## begin RECORDED INFORMATION

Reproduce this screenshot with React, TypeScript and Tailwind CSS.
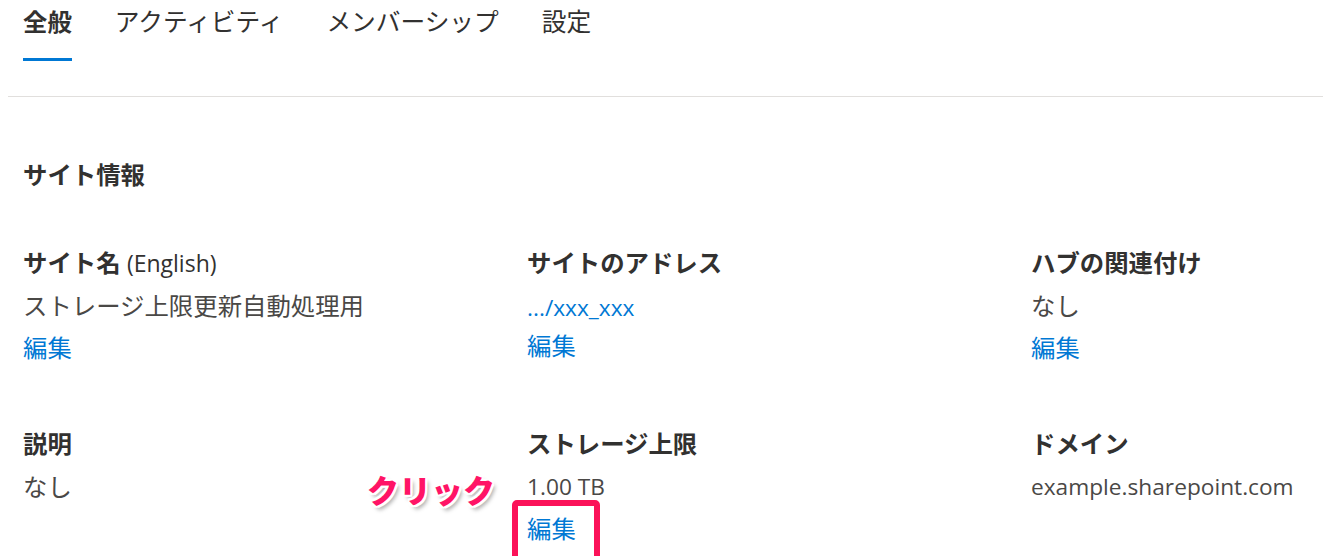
import React from 'react';

const tabs = ['全般', 'アクティビティ', 'メンバーシップ', '設定'];

interface FieldProps {
  title: React.ReactNode;
  value: React.ReactNode;
  latin?: boolean;
  link?: boolean;
  valueIsLink?: boolean;
  highlight?: boolean;
}

function Field({ title, value, latin, link, valueIsLink, highlight }: FieldProps) {
  const size = latin ? 'text-[22.7px]' : 'text-[24.4px]';
  return (
    <div className="flex flex-col">
      <div className="text-[24.4px] leading-[30px] font-bold text-[#323130]">{title}</div>
      <div
        className={
          valueIsLink
            ? `mt-[15px] ${size} leading-[30px] text-[#0078d4]`
            : `mt-[13px] ${size} leading-[30px] text-[#4a4846]`
        }
      >
        {value}
      </div>
      {link && (
        <div className={valueIsLink ? 'relative mt-[8px] w-fit' : 'relative mt-[12px] w-fit'}>
          <a className="text-[24.4px] leading-[30px] text-[#0078d4] cursor-pointer">編集</a>
          {highlight && (
            <>
              {/* annotation box around the edit link */}
              <div className="absolute left-[-15px] top-[-14px] w-[88px] h-[64px] border-[6px] border-[#fb1259] rounded-[5px]" />
              <div className="absolute left-[-160px] top-[-43px] whitespace-nowrap text-[32px] leading-[40px] font-black text-[#ff1466] [text-shadow:2px_0_0_#fff,-2px_0_0_#fff,0_2px_0_#fff,0_-2px_0_#fff,2px_2px_0_#fff,-2px_-2px_0_#fff,2px_-2px_0_#fff,-2px_2px_0_#fff,3px_4px_4px_rgba(0,0,0,0.35)]">
                クリック
              </div>
            </>
          )}
        </div>
      )}
    </div>
  );
}

export default function App() {
  return (
    <div
      className="w-[1323px] h-[556px] overflow-hidden bg-white"
      style={{ fontFamily: '"Open Sans", "Noto Sans CJK JP", sans-serif' }}
    >
      {/* Tabs */}
      <div className="flex gap-[43px] pl-[23px] pt-[6px]">
        {tabs.map((t, i) => (
          <div key={t} className="flex flex-col">
            <span
              className={
                i === 0
                  ? 'text-[24.4px] leading-[32px] font-bold text-[#323130]'
                  : 'text-[24.7px] leading-[32px] text-[#323130]'
              }
            >
              {t}
            </span>
            <div className={i === 0 ? 'mt-[20px] h-[3px] bg-[#0078d4]' : 'mt-[20px] h-[3px]'} />
          </div>
        ))}
      </div>
      <div className="ml-[8px] mt-[35px] h-px bg-[#e1dfdd]" />

      {/* Site info */}
      <div className="pl-[23px]">
        <div className="mt-[63px] text-[24.4px] leading-[30px] font-bold text-[#323130]">サイト情報</div>
        <div className="mt-[58px] grid grid-cols-[504px_504px_1fr] gap-y-[66px]">
          <Field
            title={
              <>
                サイト名 <span className="font-normal text-[23px]">(English)</span>
              </>
            }
            value="ストレージ上限更新自動処理用"
            link
          />
          <Field title="サイトのアドレス" value=".../xxx_xxx" latin valueIsLink link />
          <Field title="ハブの関連付け" value="なし" link />
          <Field title="説明" value="なし" />
          <Field title="ストレージ上限" value="1.00 TB" latin link highlight />
          <Field title="ドメイン" value="example.sharepoint.com" latin />
        </div>
      </div>
    </div>
  );
}
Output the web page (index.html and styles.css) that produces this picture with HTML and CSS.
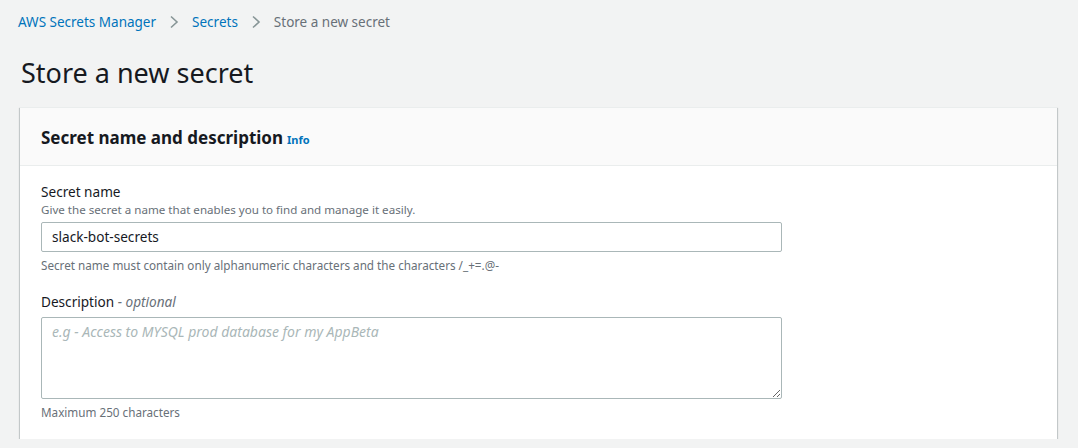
FILE: index.html
```html
<!DOCTYPE html>
<html>
<head>
<meta charset="utf-8">
<link rel="stylesheet" href="styles.css">
</head>
<body>
<div class="page">
  <nav class="crumbs">
    <a class="crumb-link">AWS Secrets Manager</a>
    <svg class="chev" width="10" height="14" viewBox="0 0 10 14"><path d="M2 1.5 L8 7 L2 12.5" fill="none" stroke="#879596" stroke-width="1.6"/></svg>
    <a class="crumb-link">Secrets</a>
    <svg class="chev" width="10" height="14" viewBox="0 0 10 14"><path d="M2 1.5 L8 7 L2 12.5" fill="none" stroke="#879596" stroke-width="1.6"/></svg>
    <span class="crumb-current">Store a new secret</span>
  </nav>
  <h1 class="title">Store a new secret</h1>
  <section class="card">
    <header class="card-head">
      <h2 class="card-title">Secret name and description</h2>
      <span class="info">Info</span>
    </header>
    <div class="card-body">
      <div class="field">
        <div class="label">Secret name</div>
        <div class="desc">Give the secret a name that enables you to find and manage it easily.</div>
        <div class="input">slack-bot-secrets</div>
        <div class="hint">Secret name must contain only alphanumeric characters and the characters /_+=.@-</div>
      </div>
      <div class="field field2">
        <div class="label">Description <span class="opt">- optional</span></div>
        <textarea class="textarea" placeholder="e.g - Access to MYSQL prod database for my AppBeta"></textarea>
        <div class="hint">Maximum 250 characters</div>
      </div>
    </div>
  </section>
</div>
</body>
</html>
```

FILE: styles.css
```css
* { box-sizing: border-box; }
html, body {
  margin: 0;
  padding: 0;
  background: #f2f3f3;
  font-family: "Noto Sans", "Open Sans", sans-serif;
  color: #16191f;
}
.page {
  padding: 12px 22px 0 20px;
}
.crumbs {
  display: flex;
  align-items: center;
  gap: 10px;
  height: 20px;
  font-size: 13.5px;
  margin-left: -2px;
}
.crumb-link { color: #0073bb; }
.crumb-current { color: #687078; }
.chev { display: block; margin: 0 3px; }
.title {
  margin: 24px 0 0 1px;
  font-size: 27px;
  font-weight: 400;
  line-height: 34px;
  color: #16191f;
}
.card {
  margin-top: 17px;
  width: 1037px;
  background: #fff;
  box-shadow: 0 1px 1px 0 rgba(0,28,36,0.3), 1px 1px 1px 0 rgba(0,28,36,0.15), -1px 1px 1px 0 rgba(0,28,36,0.15);
  border-top: 1px solid #eaeded;
}
.card-head {
  display: flex;
  align-items: baseline;
  gap: 4px;
  background: #fafafa;
  border-bottom: 1px solid #eaeded;
  padding: 17px 20px 0 21px;
  height: 58px;
}
.card-title {
  margin: 0;
  font-size: 17px;
  font-weight: 700;
  line-height: 26px;
}
.info {
  font-size: 11px;
  font-weight: 700;
  color: #0073bb;
}
.card-body {
  padding: 16px 20px 19px 21px;
}
.label {
  font-size: 13.6px;
  line-height: 20px;
}
.opt {
  font-style: italic;
  color: #687078;
}
.desc {
  font-size: 11.6px;
  line-height: 16px;
  color: #687078;
}
.input {
  margin-top: 4px;
  width: 741px;
  height: 30px;
  border: 1px solid #aab7b8;
  border-radius: 2px;
  padding: 5px 10px;
  font-size: 13.6px;
  line-height: 18px;
}
.hint {
  margin-top: 5px;
  font-size: 11.7px;
  line-height: 16px;
  color: #687078;
}
.field2 { margin-top: 19px; }
.textarea {
  display: block;
  margin-top: 5px;
  width: 741px;
  height: 82px;
  border: 1px solid #aab7b8;
  border-radius: 2px;
  padding: 4px 10px;
  font-family: inherit;
  font-size: 14px;
  color: #16191f;
  resize: vertical;
}
.textarea::placeholder {
  color: #aab7b8;
  font-style: italic;
}
```
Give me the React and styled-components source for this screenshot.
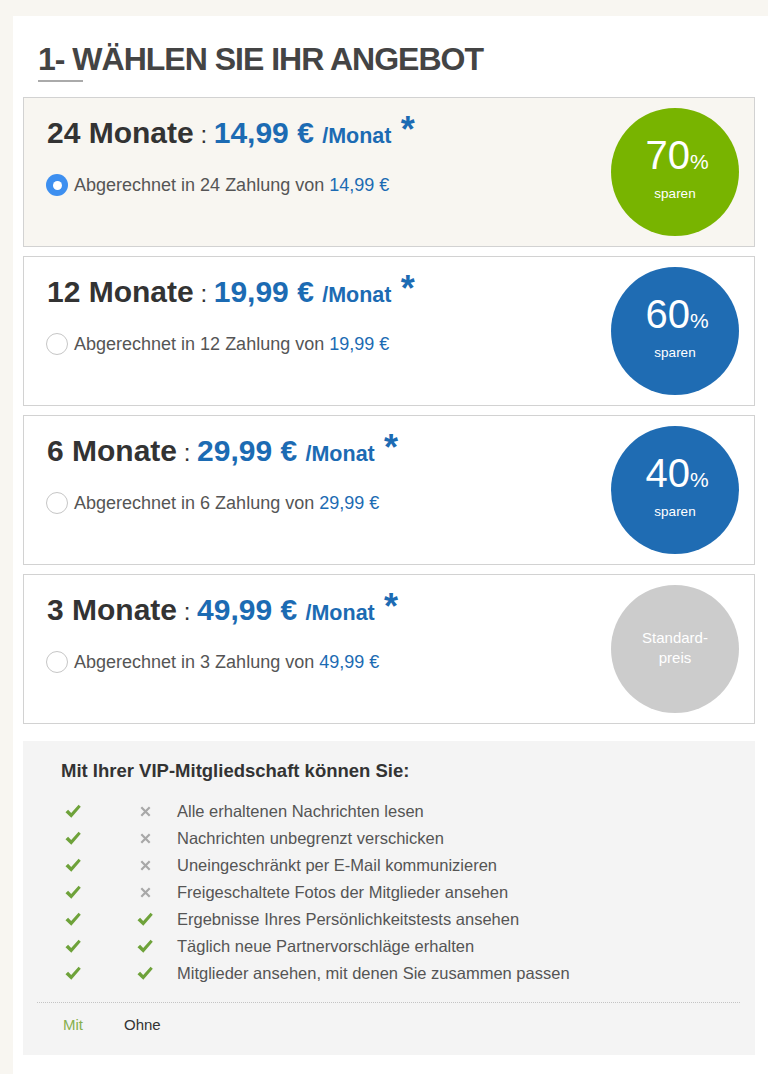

## end RECORDED INFORMATION

WHAT IS ASKED: Write the entries above out in full, exactly, with no images.

CORRECT ANSWER:
Reproduce this screenshot with React, TypeScript and Tailwind CSS.
import React from 'react';

const tabs = ['全般', 'アクティビティ', 'メンバーシップ', '設定'];

interface FieldProps {
  title: React.ReactNode;
  value: React.ReactNode;
  latin?: boolean;
  link?: boolean;
  valueIsLink?: boolean;
  highlight?: boolean;
}

function Field({ title, value, latin, link, valueIsLink, highlight }: FieldProps) {
  const size = latin ? 'text-[22.7px]' : 'text-[24.4px]';
  return (
    <div className="flex flex-col">
      <div className="text-[24.4px] leading-[30px] font-bold text-[#323130]">{title}</div>
      <div
        className={
          valueIsLink
            ? `mt-[15px] ${size} leading-[30px] text-[#0078d4]`
            : `mt-[13px] ${size} leading-[30px] text-[#4a4846]`
        }
      >
        {value}
      </div>
      {link && (
        <div className={valueIsLink ? 'relative mt-[8px] w-fit' : 'relative mt-[12px] w-fit'}>
          <a className="text-[24.4px] leading-[30px] text-[#0078d4] cursor-pointer">編集</a>
          {highlight && (
            <>
              {/* annotation box around the edit link */}
              <div className="absolute left-[-15px] top-[-14px] w-[88px] h-[64px] border-[6px] border-[#fb1259] rounded-[5px]" />
              <div className="absolute left-[-160px] top-[-43px] whitespace-nowrap text-[32px] leading-[40px] font-black text-[#ff1466] [text-shadow:2px_0_0_#fff,-2px_0_0_#fff,0_2px_0_#fff,0_-2px_0_#fff,2px_2px_0_#fff,-2px_-2px_0_#fff,2px_-2px_0_#fff,-2px_2px_0_#fff,3px_4px_4px_rgba(0,0,0,0.35)]">
                クリック
              </div>
            </>
          )}
        </div>
      )}
    </div>
  );
}

export default function App() {
  return (
    <div
      className="w-[1323px] h-[556px] overflow-hidden bg-white"
      style={{ fontFamily: '"Open Sans", "Noto Sans CJK JP", sans-serif' }}
    >
      {/* Tabs */}
      <div className="flex gap-[43px] pl-[23px] pt-[6px]">
        {tabs.map((t, i) => (
          <div key={t} className="flex flex-col">
            <span
              className={
                i === 0
                  ? 'text-[24.4px] leading-[32px] font-bold text-[#323130]'
                  : 'text-[24.7px] leading-[32px] text-[#323130]'
              }
            >
              {t}
            </span>
            <div className={i === 0 ? 'mt-[20px] h-[3px] bg-[#0078d4]' : 'mt-[20px] h-[3px]'} />
          </div>
        ))}
      </div>
      <div className="ml-[8px] mt-[35px] h-px bg-[#e1dfdd]" />

      {/* Site info */}
      <div className="pl-[23px]">
        <div className="mt-[63px] text-[24.4px] leading-[30px] font-bold text-[#323130]">サイト情報</div>
        <div className="mt-[58px] grid grid-cols-[504px_504px_1fr] gap-y-[66px]">
          <Field
            title={
              <>
                サイト名 <span className="font-normal text-[23px]">(English)</span>
              </>
            }
            value="ストレージ上限更新自動処理用"
            link
          />
          <Field title="サイトのアドレス" value=".../xxx_xxx" latin valueIsLink link />
          <Field title="ハブの関連付け" value="なし" link />
          <Field title="説明" value="なし" />
          <Field title="ストレージ上限" value="1.00 TB" latin link highlight />
          <Field title="ドメイン" value="example.sharepoint.com" latin />
        </div>
      </div>
    </div>
  );
}
Output the web page (index.html and styles.css) that produces this picture with HTML and CSS.
FILE: index.html
```html
<!DOCTYPE html>
<html>
<head>
<meta charset="utf-8">
<link rel="stylesheet" href="styles.css">
</head>
<body>
<div class="page">
  <nav class="crumbs">
    <a class="crumb-link">AWS Secrets Manager</a>
    <svg class="chev" width="10" height="14" viewBox="0 0 10 14"><path d="M2 1.5 L8 7 L2 12.5" fill="none" stroke="#879596" stroke-width="1.6"/></svg>
    <a class="crumb-link">Secrets</a>
    <svg class="chev" width="10" height="14" viewBox="0 0 10 14"><path d="M2 1.5 L8 7 L2 12.5" fill="none" stroke="#879596" stroke-width="1.6"/></svg>
    <span class="crumb-current">Store a new secret</span>
  </nav>
  <h1 class="title">Store a new secret</h1>
  <section class="card">
    <header class="card-head">
      <h2 class="card-title">Secret name and description</h2>
      <span class="info">Info</span>
    </header>
    <div class="card-body">
      <div class="field">
        <div class="label">Secret name</div>
        <div class="desc">Give the secret a name that enables you to find and manage it easily.</div>
        <div class="input">slack-bot-secrets</div>
        <div class="hint">Secret name must contain only alphanumeric characters and the characters /_+=.@-</div>
      </div>
      <div class="field field2">
        <div class="label">Description <span class="opt">- optional</span></div>
        <textarea class="textarea" placeholder="e.g - Access to MYSQL prod database for my AppBeta"></textarea>
        <div class="hint">Maximum 250 characters</div>
      </div>
    </div>
  </section>
</div>
</body>
</html>
```

FILE: styles.css
```css
* { box-sizing: border-box; }
html, body {
  margin: 0;
  padding: 0;
  background: #f2f3f3;
  font-family: "Noto Sans", "Open Sans", sans-serif;
  color: #16191f;
}
.page {
  padding: 12px 22px 0 20px;
}
.crumbs {
  display: flex;
  align-items: center;
  gap: 10px;
  height: 20px;
  font-size: 13.5px;
  margin-left: -2px;
}
.crumb-link { color: #0073bb; }
.crumb-current { color: #687078; }
.chev { display: block; margin: 0 3px; }
.title {
  margin: 24px 0 0 1px;
  font-size: 27px;
  font-weight: 400;
  line-height: 34px;
  color: #16191f;
}
.card {
  margin-top: 17px;
  width: 1037px;
  background: #fff;
  box-shadow: 0 1px 1px 0 rgba(0,28,36,0.3), 1px 1px 1px 0 rgba(0,28,36,0.15), -1px 1px 1px 0 rgba(0,28,36,0.15);
  border-top: 1px solid #eaeded;
}
.card-head {
  display: flex;
  align-items: baseline;
  gap: 4px;
  background: #fafafa;
  border-bottom: 1px solid #eaeded;
  padding: 17px 20px 0 21px;
  height: 58px;
}
.card-title {
  margin: 0;
  font-size: 17px;
  font-weight: 700;
  line-height: 26px;
}
.info {
  font-size: 11px;
  font-weight: 700;
  color: #0073bb;
}
.card-body {
  padding: 16px 20px 19px 21px;
}
.label {
  font-size: 13.6px;
  line-height: 20px;
}
.opt {
  font-style: italic;
  color: #687078;
}
.desc {
  font-size: 11.6px;
  line-height: 16px;
  color: #687078;
}
.input {
  margin-top: 4px;
  width: 741px;
  height: 30px;
  border: 1px solid #aab7b8;
  border-radius: 2px;
  padding: 5px 10px;
  font-size: 13.6px;
  line-height: 18px;
}
.hint {
  margin-top: 5px;
  font-size: 11.7px;
  line-height: 16px;
  color: #687078;
}
.field2 { margin-top: 19px; }
.textarea {
  display: block;
  margin-top: 5px;
  width: 741px;
  height: 82px;
  border: 1px solid #aab7b8;
  border-radius: 2px;
  padding: 4px 10px;
  font-family: inherit;
  font-size: 14px;
  color: #16191f;
  resize: vertical;
}
.textarea::placeholder {
  color: #aab7b8;
  font-style: italic;
}
```
Give me the React and styled-components source for this screenshot.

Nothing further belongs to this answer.